Well this year’s birthday truly has been the one that answers life’s lesson that life throws you some serious curve balls. Back in February, friends were asking about what plans I’d made for my birthday/Easter. “Nothing big” just a day out with Sunday lunch and a cinema trip. Then the world changed. Almost overnight. What simple pleasures we’d taken for granted – heading to the pub, popping in on friends and family, catching a train to work, all off limits.
Time to re-evaluate. This blog has often provided me with something of a sanity check. A moment to reflect on the luxuries in my life. When I kicked things off in 2014, I had a list of largely frivolous tasks I’d intended ticking off to hit the birthday milestone of 50. I’ve just re-read it for the first time in a few years and realised I didn’t get so far, but that really doesn’t matter. I’m still here! Sondheim’s words are echoing round my brain, alongside a really annoying earworm of Daniel Bedingfield’s (almost) one hit wonder – which, incidentally, I’ve never liked!
Though this anniversary blog isn’t the place to bang on about the disaster around us. We’re all hideously aware of why we’re all stopping put. But it will serve (as my earlier blogs and my little poem do) as a reminder of the reality of a situation that has never felt more unreal.
I’ve had good days and hideous days, dull, monotonous moments. Friends who’ve been here for me and some who are doubtless just getting on with whatever keeps them sane.
A couple of weeks ago, I truly felt a bit friendless, bit of social media overload and shit on my mind. Deary me, what was all that about! It feels like a lifetime ago and pretty self-indulgent, though I’m still experiencing moments of FOMO of a totally different kind. Never before have I realised how few solo entertaining skills I have!!! Friends who craft, knit, paint, bake* …. I quickly realised my main hobby is, put simply, drinking with friends.
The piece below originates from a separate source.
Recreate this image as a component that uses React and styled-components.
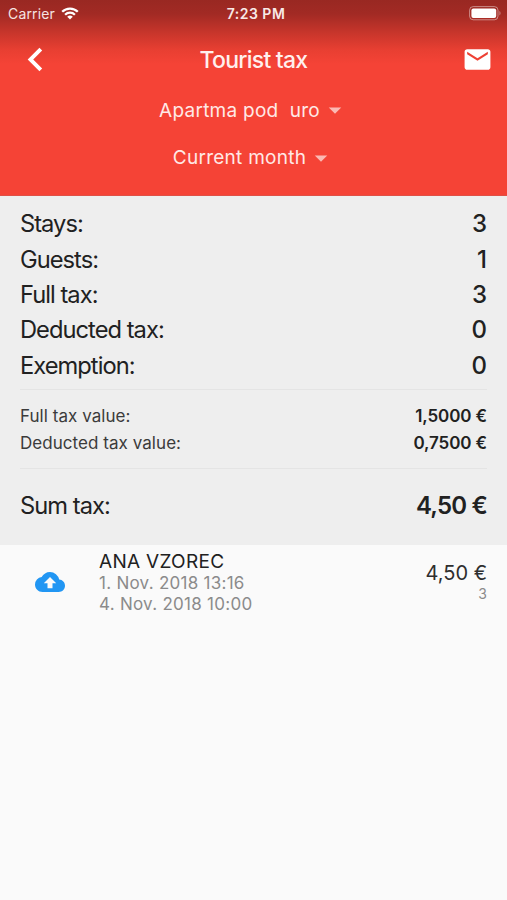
import styled, { createGlobalStyle } from 'styled-components';
import { MdArrowDropDown, MdBackup, MdChevronLeft, MdEmail } from 'react-icons/md';

const counts = [
  { label: 'Stays:', value: '3' },
  { label: 'Guests:', value: '1' },
  { label: 'Full tax:', value: '3' },
  { label: 'Deducted tax:', value: '0' },
  { label: 'Exemption:', value: '0' },
];

const rates = [
  { label: 'Full tax value:', value: '1,5000 €' },
  { label: 'Deducted tax value:', value: '0,7500 €' },
];

const App = () => {
  return (
    <Screen>
      <GlobalStyle />
      <Header>
        <StatusBar>
          <Carrier>
            <span>Carrier</span>
            <Wifi />
          </Carrier>
          <Time>7:23 PM</Time>
          <Battery />
        </StatusBar>
        <TitleBar>
          <BackButton aria-label="Back">
            <MdChevronLeft size={47} />
          </BackButton>
          <Title>Tourist tax</Title>
          <MailButton aria-label="Send by mail">
            <MdEmail size={31} />
          </MailButton>
        </TitleBar>
        <Dropdown>
          <span>{'Apartma pod  uro'}</span>
          <MdArrowDropDown size={30} />
        </Dropdown>
        <Dropdown>
          <span>Current month</span>
          <MdArrowDropDown size={30} />
        </Dropdown>
      </Header>
      <Summary>
        <Counts>
          {counts.map((row) => (
            <CountRow key={row.label}>
              <CountLabel>{row.label}</CountLabel>
              <CountValue>{row.value}</CountValue>
            </CountRow>
          ))}
        </Counts>
        <Rates>
          {rates.map((row) => (
            <RateRow key={row.label}>
              <span>{row.label}</span>
              <RateValue>{row.value}</RateValue>
            </RateRow>
          ))}
        </Rates>
        <SumRow>
          <CountLabel>Sum tax:</CountLabel>
          <SumValue>4,50 €</SumValue>
        </SumRow>
      </Summary>
      <Stay>
        <StayIcon>
          <MdBackup size={30} />
        </StayIcon>
        <StayInfo>
          <Guest>ANA VZOREC</Guest>
          <StayDate>1. Nov. 2018 13:16</StayDate>
          <StayDate>4. Nov. 2018 10:00</StayDate>
        </StayInfo>
        <StayTax>
          <Amount>4,50 €</Amount>
          <Nights>3</Nights>
        </StayTax>
      </Stay>
    </Screen>
  );
};

const Wifi = () => (
  <svg width="18" height="13" viewBox="0 0 18 13" fill="none" stroke="#fff" strokeWidth="2.3">
    <path d="M1.2 4.8a11 11 0 0 1 15.6 0" />
    <path d="M4.1 7.7a7 7 0 0 1 9.8 0" />
    <path d="M9 12.6L6.2 9.8a4 4 0 0 1 5.6 0z" fill="#fff" stroke="none" />
  </svg>
);

const Battery = () => (
  <svg width="33" height="15" viewBox="0 0 33 15">
    <rect x="0.6" y="0.6" width="28.4" height="13.2" rx="3.6" fill="none" stroke="#fff" strokeOpacity="0.45" />
    <rect x="2.4" y="2.4" width="24.8" height="9.6" rx="2" fill="#fff" />
    <path d="M30.5 5c1.3.6 1.3 3.8 0 4.4z" fill="#fff" fillOpacity="0.5" />
  </svg>
);

const GlobalStyle = createGlobalStyle`
  body {
    margin: 0;
    background: #fafafa;
    font-family: Inter, "Liberation Sans", sans-serif;
  }
`;

const Screen = styled.div`
  min-height: 900px;
  background: #fafafa;
  color: #212121;
`;

const Header = styled.header`
  height: 196px;
  box-sizing: border-box;
  color: #fff;
  background: linear-gradient(#992822 0px, #a22a24 14px, #c6352b 32px, #e83f32 50px, #f54336 64px);
  border-bottom: 1px solid #df5046;
`;

const StatusBar = styled.div`
  display: grid;
  grid-template-columns: 1fr auto 1fr;
  align-items: center;
  height: 27px;
  padding: 0 5px 0 8px;

  > svg {
    justify-self: end;
  }
`;

const Carrier = styled.div`
  display: flex;
  align-items: center;
  gap: 6px;
  font-size: 14px;
  letter-spacing: 0.15px;
  color: #f5e4e2;
`;

const Time = styled.div`
  padding-left: 2px;
  font-size: 14px;
  font-weight: 600;
  letter-spacing: 0.5px;
  color: #f8e9e7;
`;

const TitleBar = styled.div`
  display: grid;
  grid-template-columns: 60px 1fr 60px;
  align-items: center;
  height: 65px;
`;

const BackButton = styled.button`
  display: flex;
  padding: 0 0 0 12px;
  border: none;
  background: none;
  color: #fff;
  cursor: pointer;
`;

const MailButton = styled(BackButton)`
  padding: 0 0 0 15px;
`;

const Title = styled.h1`
  margin: 0;
  font-size: 23px;
  font-weight: 500;
  letter-spacing: -0.75px;
  text-align: center;
  color: #fff0ee;
`;

const Dropdown = styled.div`
  display: flex;
  align-items: center;
  justify-content: center;
  height: 36px;
  margin-bottom: 11.5px;
  padding-left: 2px;
  font-size: 19px;
  letter-spacing: 0.26px;
  white-space: pre;
  color: #ffe9e6;

  svg {
    color: #fbb9b3;
  }
`;

const Summary = styled.section`
  height: 349px;
  box-sizing: border-box;
  padding: 10px 20px 0;
  background: #eee;
`;

const Counts = styled.div`
  height: 183px;
`;

const CountRow = styled.div`
  display: flex;
  align-items: center;
  justify-content: space-between;
  height: 35.4px;
`;

const CountLabel = styled.span`
  font-size: 23.7px;
  letter-spacing: -0.97px;
`;

const CountValue = styled.span`
  font-size: 24px;
  font-weight: 500;
`;

const Rates = styled.div`
  height: 80px;
  box-sizing: border-box;
  padding-top: 12px;
  border-top: 1px solid #e4e4e4;
  border-bottom: 1px solid #e4e4e4;
`;

const RateRow = styled.div`
  display: flex;
  align-items: center;
  justify-content: space-between;
  height: 27px;
  font-size: 17px;
  letter-spacing: 0.05px;
  color: #3b3b3b;
`;

const RateValue = styled.span`
  font-weight: 600;
  letter-spacing: -0.1px;
  color: #212121;
`;

const SumRow = styled.div`
  display: flex;
  align-items: center;
  justify-content: space-between;
  height: 73px;
`;

const SumValue = styled.span`
  font-size: 24px;
  font-weight: 600;
  letter-spacing: -0.8px;
`;

const Stay = styled.article`
  display: flex;
  height: 74px;
  padding-right: 20px;
`;

const StayIcon = styled.div`
  display: flex;
  align-items: center;
  width: 64px;
  padding-left: 35px;
  color: #2196f3;
`;

const StayInfo = styled.div`
  flex: 1;
  padding-top: 5px;
`;

const Guest = styled.div`
  font-size: 19px;
  line-height: 23px;
  letter-spacing: 0.3px;
`;

const StayDate = styled.div`
  font-size: 17px;
  line-height: 20.6px;
  letter-spacing: 0.27px;
  color: #8b8b8b;
`;

const StayTax = styled.div`
  padding-top: 17px;
  text-align: right;
`;

const Amount = styled.div`
  font-size: 20px;
  line-height: 23px;
  color: #2e2e2e;
`;

const Nights = styled.div`
  font-size: 14px;
  line-height: 17px;
  color: #8b8b8b;
`;

export default App;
So, sticking to what I know, that’s a bit how this isolation is going so far. I’ve barely watched a tv show in weeks and instead I’ve joined mad bingo, sponsored by my old friend Southern Comfort; Isolation Disco – dressing up and dancing round my living room alongside 30k+ total strangers; virtual video chats (making the most of filters to replace the now redundant make-up, left by the mirror and hairdryer that have barely been touched in a month). I never understood ‘Second Life‘, it was a phenomena I couldn’t relate to back in the days of early gaming – the idea of re-inventing a virtual you, but now staying in is the new going out, I’m sort of seeing the appeal and saving a fortune while I’m at it.
Though, when my birthday kicked in and reminded me of the reality that I live alone, I admit to feeling apprehensive about which way my mood would swing. I needn’t have been – flowers in the post, chocolates, cards and gifts at my gate, friends face-timing and jollying me along and the day flew by. Just one big thing missing – not a single, real hug.
Oh yes, that’s what’s missing. Hugs. Big, gripping, smelling the scent of another human being armfuls of chest-crushing, soul-smothering, non-sexual, friendship-fermenting love.
Get queuing up for that post-isolation pint, I’ll be waiting at the pub – it’s a skill I’ve honed to perfection and I’m hoping I’ll have not lost the knack when this is all over.